3. Increased pressure to pick sides quietly
With China designated as the primary strategic competitor and with the U.S. doubling down on tariffs, technology controls, and supply chain shifts, Pakistan’s deep entanglement with China through CPEC and defence ties becomes more salient. The doctrine of “Flexible Realism” gives Washington cover to keep working with Pakistan, but the direction of travel is toward blocking Chinese military and technology access rather than toward neutrally managing a multi aligned partner.

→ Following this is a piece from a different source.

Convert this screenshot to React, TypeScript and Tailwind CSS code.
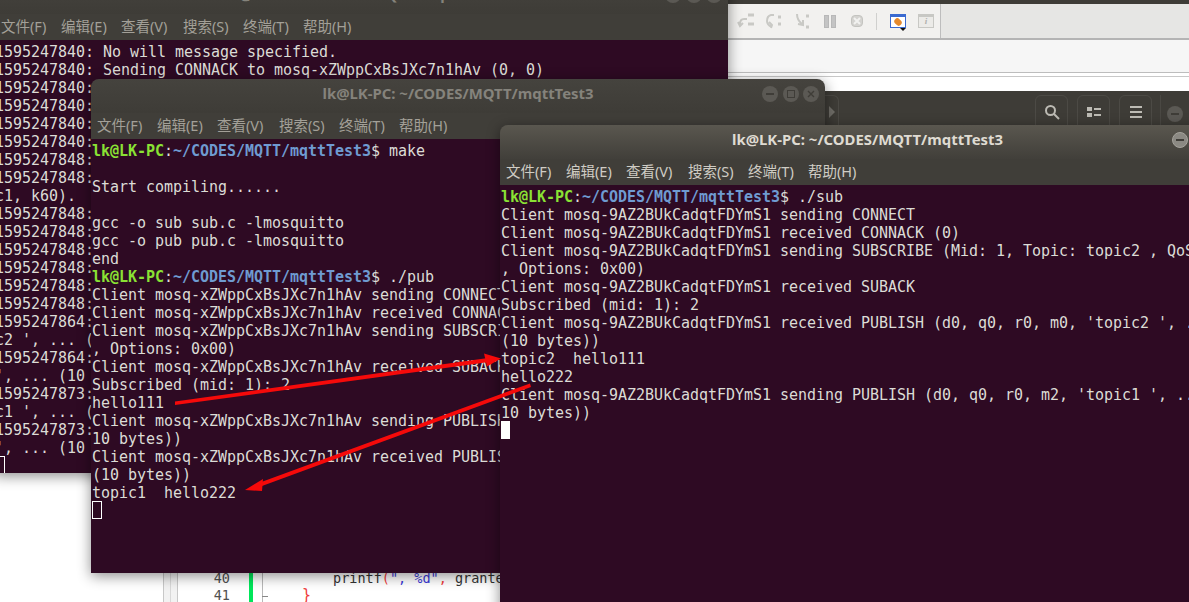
const monoFont = "font-['DejaVu_Sans_Mono','Liberation_Mono',monospace]";
const uiFont = "font-['Noto_Sans','Noto_Sans_CJK_SC',sans-serif]";

const logLines = [
  '1595247840: No will message specified.',
  '1595247840: Sending CONNACK to mosq-xZWppCxBsJXc7n1hAv (0, 0)',
  '1595247840:',
  '1595247840:',
  '1595247840:',
  '1595247840:',
  '1595247848:',
  '1595247848:',
  'c1, k60).',
  '1595247848:',
  '1595247848:',
  '1595247848:',
  '1595247848:',
  '1595247848:',
  '1595247848:',
  '1595247864:',
  "c2 ', ... (",
  '1595247864:',
  "', ... (10 bytes))",
  '1595247873:',
  "c1 ', ... (",
  '1595247873:',
  "', ... (10 bytes))",
];

const pubLines = [
  '$ make',
  '',
  'Start compiling......',
  '',
  'gcc -o sub sub.c -lmosquitto',
  'gcc -o pub pub.c -lmosquitto',
  'end',
  '$ ./pub',
  'Client mosq-xZWppCxBsJXc7n1hAv sending CONNECT',
  'Client mosq-xZWppCxBsJXc7n1hAv received CONNACK (0)',
  'Client mosq-xZWppCxBsJXc7n1hAv sending SUBSCRIBE (Mid: 1, Topic: topic2 , QoS: 0',
  ', Options: 0x00)',
  'Client mosq-xZWppCxBsJXc7n1hAv received SUBACK',
  'Subscribed (mid: 1): 2',
  'hello111',
  "Client mosq-xZWppCxBsJXc7n1hAv sending PUBLISH (d0, q0, r0, m1, 'topic1 ', ... (",
  '10 bytes))',
  "Client mosq-xZWppCxBsJXc7n1hAv received PUBLISH (d0, q0, r0, m0, 'topic1 ', ... ",
  '(10 bytes))',
  'topic1  hello222',
];

const subLines = [
  '$ ./sub',
  'Client mosq-9AZ2BUkCadqtFDYmS1 sending CONNECT',
  'Client mosq-9AZ2BUkCadqtFDYmS1 received CONNACK (0)',
  'Client mosq-9AZ2BUkCadqtFDYmS1 sending SUBSCRIBE (Mid: 1, Topic: topic2 , QoS: 0',
  ', Options: 0x00)',
  'Client mosq-9AZ2BUkCadqtFDYmS1 received SUBACK',
  'Subscribed (mid: 1): 2',
  "Client mosq-9AZ2BUkCadqtFDYmS1 received PUBLISH (d0, q0, r0, m0, 'topic2 ', ... ",
  '(10 bytes))',
  'topic2  hello111',
  'hello222',
  "Client mosq-9AZ2BUkCadqtFDYmS1 sending PUBLISH (d0, q0, r0, m2, 'topic1 ', ... (",
  '10 bytes))',
];

function Line({ text }: { text: string }) {
  if (text.startsWith('$')) {
    return (
      <div className="h-[18px]">
        <span className="font-bold text-[#8ae234]">lk@LK-PC</span>
        <span>:</span>
        <span className="font-bold text-[#6f9bd1]">~/CODES/MQTT/mqttTest3</span>
        <span>{text}</span>
      </div>
    );
  }
  return <div className="h-[18px]">{text}</div>;
}

function Controls({ bright }: { bright?: boolean }) {
  const circle = bright
    ? 'bg-[#8b8983] text-[#3f3d38] border border-[#a5a39c]'
    : 'bg-[#5b5954] text-[#3f3d38]';
  return (
    <div className="flex gap-[4.5px]">
      <div className={`w-4 h-4 rounded-full flex items-center justify-center ${circle}`}>
        <div className="w-2 h-[2px] bg-current" />
      </div>
      <div className={`w-4 h-4 rounded-full flex items-center justify-center ${circle}`}>
        <div className="w-2 h-2 border border-current" />
      </div>
      <div className={`w-4 h-4 rounded-full flex items-center justify-center ${circle}`}>
        <svg viewBox="0 0 8 8" className="w-2 h-2" fill="none" stroke="currentColor" strokeWidth="1.4">
          <path d="M1 1l6 6M7 1l-6 6" />
        </svg>
      </div>
    </div>
  );
}

function Terminal({
  className,
  focused,
  menuPad,
  lines,
  cursor,
}: {
  className: string;
  focused?: boolean;
  menuPad: string;
  lines: string[];
  cursor: 'outline' | 'solid';
}) {
  return (
    <div className={`absolute flex flex-col rounded-t-lg overflow-hidden shadow-[0_3px_14px_rgba(0,0,0,0.45)] ${className}`}>
      <div
        className={`relative h-[34px] shrink-0 flex items-center justify-center pb-[6px] ${uiFont} text-[14.9px] font-bold ${
          focused
            ? 'bg-gradient-to-b from-[#5a574f] to-[#413f3a] text-[#dfdbd2]'
            : 'bg-gradient-to-b from-[#45433e] to-[#3e3c37] text-[#85837c]'
        }`}
      >
        lk@LK-PC: ~/CODES/MQTT/mqttTest3
        <div className="absolute right-[6px] top-[7px]">
          <Controls bright={focused} />
        </div>
      </div>
      <div
        className={`h-[26px] shrink-0 flex items-center bg-[#403e39] ${menuPad} ${uiFont} text-[14.5px] ${
          focused ? 'text-[#cfccc4]' : 'text-[#a3a098]'
        }`}
      >
        <span className="w-[60px]">文件(F)</span>
        <span className="w-[60px]">编辑(E)</span>
        <span className="w-[62px]">查看(V)</span>
        <span className="w-[60px]">搜索(S)</span>
        <span className="w-[60px]">终端(T)</span>
        <span className="w-[60px]">帮助(H)</span>
      </div>
      <div
        className={`flex-1 bg-[#2e0a23] pt-[2px] pl-[1px] text-[#dcdcd6] text-[15px] leading-[20px] tracking-[-0.03px] whitespace-pre ${monoFont}`}
      >
        {lines.map((l, i) => (
          <Line key={i} text={l} />
        ))}
        {cursor === 'outline' ? (
          <div className="w-[10px] h-[18px] border border-white" />
        ) : (
          <div className="w-[9px] h-[18px] bg-white" />
        )}
      </div>
    </div>
  );
}

function ToolbarIcons() {
  return (
    <div className="flex items-center h-full">
      <div className="w-[28px]">
        <svg width="18" height="16" viewBox="0 0 18 16" fill="none" stroke="#c9c9c5" strokeWidth="2">
          <path d="M10 6 H7 Q3 6 3 11 M1 9l2 4 3-3" />
          <path d="M11 2h6M11 11h6" strokeWidth="3" />
        </svg>
      </div>
      <div className="w-[30px]">
        <svg width="18" height="16" viewBox="0 0 18 16" fill="none" stroke="#c9c9c5" strokeWidth="2">
          <path d="M9 2 H6 Q2 3 2 8 Q2 12 7 14 M4 9l3 3-1 3" />
          <path d="M13 4h3M13 11h3" strokeWidth="3" />
        </svg>
      </div>
      <div className="w-[29px]">
        <svg width="14" height="17" viewBox="0 0 14 17" fill="none" stroke="#c9c9c5" strokeWidth="2">
          <path d="M2 1 Q2 7 7 11 M3 11l5 1 0-5" />
          <path d="M11 3h3M11 14h3" strokeWidth="3" />
        </svg>
      </div>
      <div className="w-[27px] flex gap-[2px]">
        <div className="w-[5px] h-[13px] bg-[#c4c4c4] border border-[#b8b8b8]" />
        <div className="w-[5px] h-[13px] bg-[#c4c4c4] border border-[#b8b8b8]" />
      </div>
      <div className="w-[25px]">
        <div className="w-[12px] h-[12px] rounded-sm bg-[#d4d3d0] border border-[#c4c4c0] flex items-center justify-center">
          <svg viewBox="0 0 8 8" className="w-2 h-2" fill="none" stroke="#f2f2f0" strokeWidth="2">
            <path d="M1 1l6 6M7 1l-6 6" />
          </svg>
        </div>
      </div>
      <div className="w-px h-[17px] bg-[#d0d0ce] mr-[13px]" />
      <div className="w-[28px] relative">
        <div className="w-4 h-[14px] bg-white border border-[#3a6ad0] border-t-[3px] flex items-center justify-center">
          <div className="w-2 h-[6px] rounded-full bg-[#e58a2e] rotate-45" />
        </div>
        <div className="absolute left-[10px] top-[14px] w-0 h-0 border-x-[3px] border-t-[3px] border-x-transparent border-t-[#111]" />
      </div>
      <div className="w-[16px] h-[14px] bg-[#ecebe8] border border-[#c8c8c4] border-t-[3px] flex items-center justify-center text-[#b0b0ac] text-[9px] italic font-bold font-['Liberation_Serif',serif]">
        i
      </div>
    </div>
  );
}

function EditorRow({ num, children, tick }: { num: string; children: React.ReactNode; tick?: boolean }) {
  return (
    <div className={`flex h-[17px] items-stretch text-[13.5px] leading-[17px] whitespace-pre ${monoFont}`}>
      <div className="w-[15px] border-x border-[#c8c8c8] bg-[#f2f2f2]">
        <div className="w-[7px] h-full border-r border-[#d8d8d8]" />
      </div>
      <div className="w-[52px] text-right text-[#505050]">{num}</div>
      <div className="w-[19px]" />
      <div className="w-[4px] bg-[#00e65a]" />
      <div className="w-[9px]" />
      <div className="w-px bg-[#b8b8b8] relative">
        {tick && <div className="absolute left-0 top-[9px] w-[6px] h-px bg-[#888]" />}
      </div>
      {children}
    </div>
  );
}

function BackWindow() {
  return (
    <div className="absolute left-[163px] top-[91px] w-[1026px] h-[513px] flex flex-col">
      <div className="h-[60px] shrink-0 bg-[#3e3c37] flex pt-[4px] pl-[662px]">
        <div className="w-[14px] h-[40px] border border-l-0 border-[#4c4a45] rounded-r-md flex items-center justify-center">
          <div className="w-0 h-0 border-y-[6px] border-l-[6px] border-y-transparent border-l-[#6f6d67] mb-[6px]" />
        </div>
        <div className="flex gap-[9px] ml-[196px]">
          <div className="w-[33px] h-[40px] border border-[#4c4a45] rounded-md flex items-center justify-center pb-[6px]">
            <svg width="16" height="16" viewBox="0 0 16 16" fill="none" stroke="#bdbbb4" strokeWidth="2">
              <circle cx="6.5" cy="6.5" r="4.5" />
              <path d="M10 10l5 5" />
            </svg>
          </div>
          <div className="w-[33px] h-[40px] border border-[#4c4a45] rounded-md flex items-center justify-center pb-[6px]">
            <svg width="14" height="12" viewBox="0 0 14 12" fill="#bdbbb4">
              <rect x="0" y="1" width="5" height="4" />
              <rect x="0" y="7" width="5" height="4" />
              <rect x="7" y="2" width="7" height="2" />
              <rect x="7" y="8" width="7" height="2" />
            </svg>
          </div>
          <div className="w-[33px] h-[40px] border border-[#4c4a45] rounded-md flex items-center justify-center pb-[6px]">
            <svg width="12" height="12" viewBox="0 0 12 12" fill="#bdbbb4">
              <rect y="0" width="12" height="2" />
              <rect y="5" width="12" height="2" />
              <rect y="10" width="12" height="2" />
            </svg>
          </div>
        </div>
        <div className="w-px h-[34px] bg-[#4a4843] ml-[8px]" />
        <div className="w-4 h-4 rounded-full bg-[#5b5954] ml-[6px] mt-[11px] flex items-center justify-center">
          <div className="w-2 h-[2px] bg-[#3f3d38]" />
        </div>
      </div>
      <div className="flex-1 bg-white flex flex-col justify-end">
        <EditorRow num="40">
          <span className="pl-[70px] text-[#333]">
            printf<span className="text-[#ef3a3a]">(</span>
            <span className="text-[#3a3ad8]">", %d"</span>
            <span className="text-[#ef3a3a]">,</span> granted_qos
          </span>
        </EditorRow>
        <EditorRow num="41" tick>
          <span className="pl-[39px] text-[#ef3a3a] text-[15px]">{'}'}</span>
        </EditorRow>
      </div>
    </div>
  );
}

function Arrows() {
  return (
    <svg className="absolute inset-0 pointer-events-none" width="1189" height="602" viewBox="0 0 1189 602">
      <path d="M175 401.5 L488 358 L489 362 L175 405 Z" fill="#f50a0a" />
      <path d="M501 358.5 L484 353.5 L487 366.5 Z" fill="#f50a0a" />
      <path d="M530 383.5 L531 387 L262 486 L260 482.5 Z" fill="#f50a0a" />
      <path d="M245 490 L263 479 L262 491 Z" fill="#f50a0a" />
    </svg>
  );
}

export default function App() {
  return (
    <div className="relative w-[1189px] h-[602px] overflow-hidden bg-white flex flex-col">
      <div className="h-[4px] bg-[#3e3c37] shrink-0" />
      <div className="h-[36px] shrink-0 flex bg-[#e6e6e4] border-b-2 border-[#b4b4b4]">
        <div className="w-[941px] pl-[737px] bg-[#f2f1ef] border-r border-[#bdbdbd]">
          <ToolbarIcons />
        </div>
      </div>
      <div className="h-[33px] shrink-0 bg-[#f6f6f6] border-b border-[#bdbdbd]" />
      <div className="h-[4px] shrink-0 bg-white border-b border-[#c8c8c8]" />

      <BackWindow />

      <Terminal
        className="left-[-6px] top-[-20px] w-[734px] h-[493px]"
        menuPad="pl-[7px]"
        lines={logLines}
        cursor="outline"
      />
      <Terminal
        className="left-[91px] top-[79px] w-[734px] h-[494px]"
        menuPad="pl-[6px]"
        lines={pubLines}
        cursor="outline"
      />
      <Terminal
        className="left-[500px] top-[125px] w-[735px] h-[494px]"
        focused
        menuPad="pl-[6px]"
        lines={subLines}
        cursor="solid"
      />
      <Arrows />
    </div>
  );
}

4. Crisis diplomacy as spectacle
The elevation of presidential peace deals to a strategic principle raises the odds that future India Pakistan crises, if they occur on Trump’s watch, become high profile, leader centric diplomatic theatres. That can be stabilising in the short term, through phone calls, summitry, and mediated de escalation, but also risks reducing complex dynamics to stage managed “wins” and photo opportunities.
5. Limited economic upside unless tied to U.S. priorities
The heavy focus on reshoring, energy dominance, and North American plus hemispheric supply chains means Pakistan’s chances of becoming a major beneficiary of U.S. near shoring are limited unless it ties projects directly to U.S. aims, for example through alternative corridors that dilute Chinese leverage, or energy and minerals linked into Western value chains. Economic engagement will likely be narrower and more conditional than in the heyday of the War on Terror.
Conclusion
The 2025 National Security Strategy is, in many ways, the most ideologically explicit American grand strategy document in decades. It names enemies, denounces past elites, fuses domestic culture war with foreign policy, and unapologetically asserts a hierarchy of interests. For Pakistan, the headline claim is that Trump has delivered “peace” with India; in substance, the strategy treats South Asia as a nuclear risk to be managed episodically, a secondary theatre in a China centric order, and a potential object of presidential deal diplomacy rather than a central pillar of U.S. strategic design.